(GIVEN PROBLEM) Copy every entry exactly as given, minus the images.

(MATERIAL FOR THIS TASK)
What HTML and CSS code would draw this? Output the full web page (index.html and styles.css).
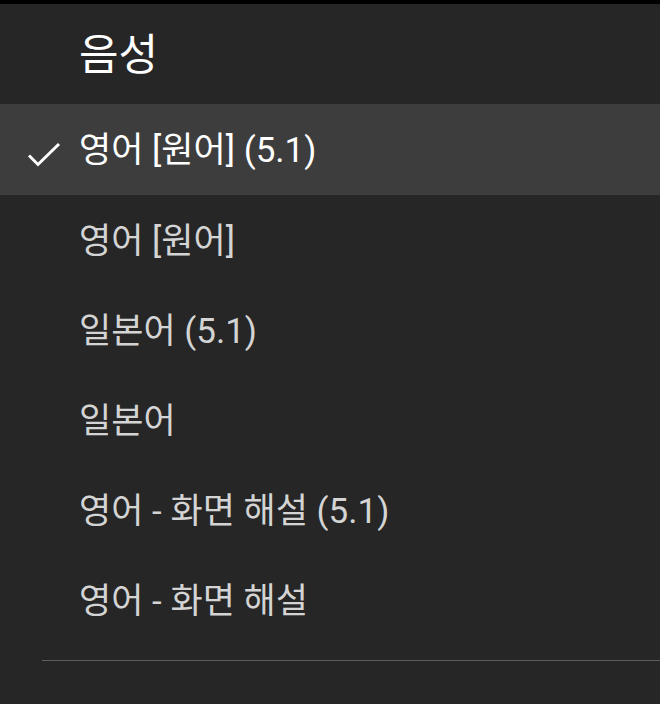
FILE: index.html
```html
<!DOCTYPE html>
<html lang="ko">
<head>
<meta charset="utf-8">
<link rel="stylesheet" href="styles.css">
</head>
<body>
<div class="topbar"></div>
<div class="menu">
  <div class="header">음성</div>
  <div class="item selected">
    <svg class="check" viewBox="0 0 34 26" width="34" height="26"><path d="M2 13.5 L11 22.5 L32 2" fill="none" stroke="#fff" stroke-width="3"/></svg>
    <span>영어 [원어] (5.1)</span>
  </div>
  <div class="item"><span>영어 [원어]</span></div>
  <div class="item"><span>일본어 (5.1)</span></div>
  <div class="item"><span>일본어</span></div>
  <div class="item"><span>영어 - 화면 해설 (5.1)</span></div>
  <div class="item"><span>영어 - 화면 해설</span></div>
  <div class="spacer"></div>
  <div class="divider"></div>
</div>
</body>
</html>
```
FILE: styles.css
```css
html, body {
  margin: 0;
  padding: 0;
  background: #262626;
  width: 660px;
  height: 704px;
  overflow: hidden;
}
body {
  font-family: Roboto, "Noto Sans CJK KR", sans-serif;
  font-weight: 400;
}
.topbar {
  height: 4px;
  background: #000;
}
.menu {
  display: flex;
  flex-direction: column;
}
.header {
  height: 100px;
  display: flex;
  align-items: center;
  padding-left: 79px;
  font-size: 43px;
  color: #fff;
  padding-bottom: 6px;
  box-sizing: border-box;
}
.item {
  height: 90px;
  display: flex;
  align-items: center;
  padding-left: 79px;
  padding-bottom: 6px;
  box-sizing: border-box;
  position: relative;
  font-size: 35px;
  color: #d4d4d4;
}
.item.selected {
  background: #3d3d3d;
  color: #fff;
  height: 91px;
}
.check {
  position: absolute;
  left: 27px;
  top: 38px;
}
.spacer {
  height: 15px;
}
.divider {
  margin-left: 42px;
  height: 1px;
  background: #5c5c5c;
}
```
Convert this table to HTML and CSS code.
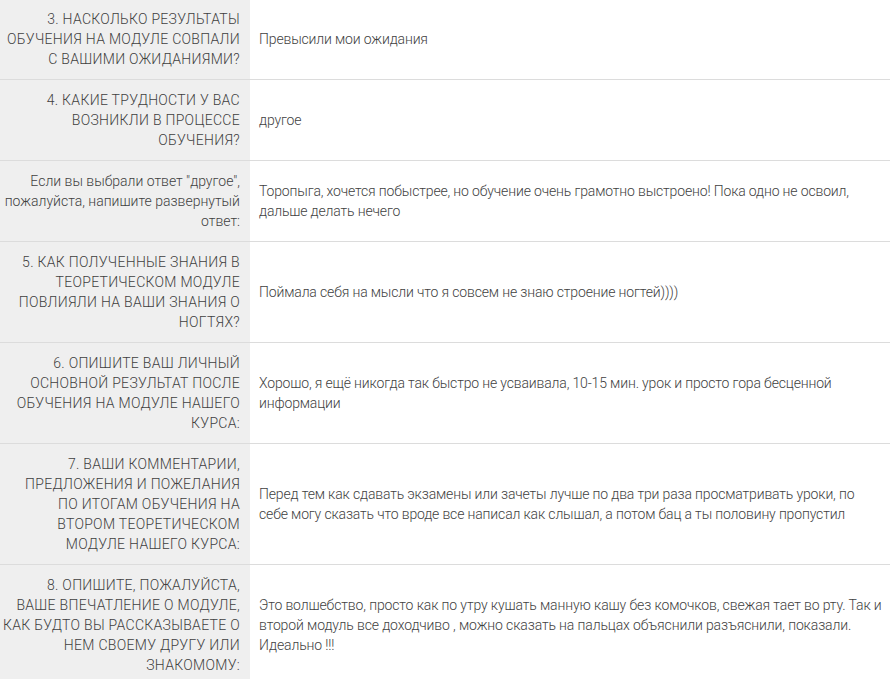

(RESULT OF THE TASK)
What HTML and CSS code would draw this? Output the full web page (index.html and styles.css).
FILE: index.html
```html
<!DOCTYPE html>
<html lang="ko">
<head>
<meta charset="utf-8">
<link rel="stylesheet" href="styles.css">
</head>
<body>
<div class="topbar"></div>
<div class="menu">
  <div class="header">음성</div>
  <div class="item selected">
    <svg class="check" viewBox="0 0 34 26" width="34" height="26"><path d="M2 13.5 L11 22.5 L32 2" fill="none" stroke="#fff" stroke-width="3"/></svg>
    <span>영어 [원어] (5.1)</span>
  </div>
  <div class="item"><span>영어 [원어]</span></div>
  <div class="item"><span>일본어 (5.1)</span></div>
  <div class="item"><span>일본어</span></div>
  <div class="item"><span>영어 - 화면 해설 (5.1)</span></div>
  <div class="item"><span>영어 - 화면 해설</span></div>
  <div class="spacer"></div>
  <div class="divider"></div>
</div>
</body>
</html>
```
FILE: styles.css
```css
html, body {
  margin: 0;
  padding: 0;
  background: #262626;
  width: 660px;
  height: 704px;
  overflow: hidden;
}
body {
  font-family: Roboto, "Noto Sans CJK KR", sans-serif;
  font-weight: 400;
}
.topbar {
  height: 4px;
  background: #000;
}
.menu {
  display: flex;
  flex-direction: column;
}
.header {
  height: 100px;
  display: flex;
  align-items: center;
  padding-left: 79px;
  font-size: 43px;
  color: #fff;
  padding-bottom: 6px;
  box-sizing: border-box;
}
.item {
  height: 90px;
  display: flex;
  align-items: center;
  padding-left: 79px;
  padding-bottom: 6px;
  box-sizing: border-box;
  position: relative;
  font-size: 35px;
  color: #d4d4d4;
}
.item.selected {
  background: #3d3d3d;
  color: #fff;
  height: 91px;
}
.check {
  position: absolute;
  left: 27px;
  top: 38px;
}
.spacer {
  height: 15px;
}
.divider {
  margin-left: 42px;
  height: 1px;
  background: #5c5c5c;
}
```
Convert this table to HTML and CSS code.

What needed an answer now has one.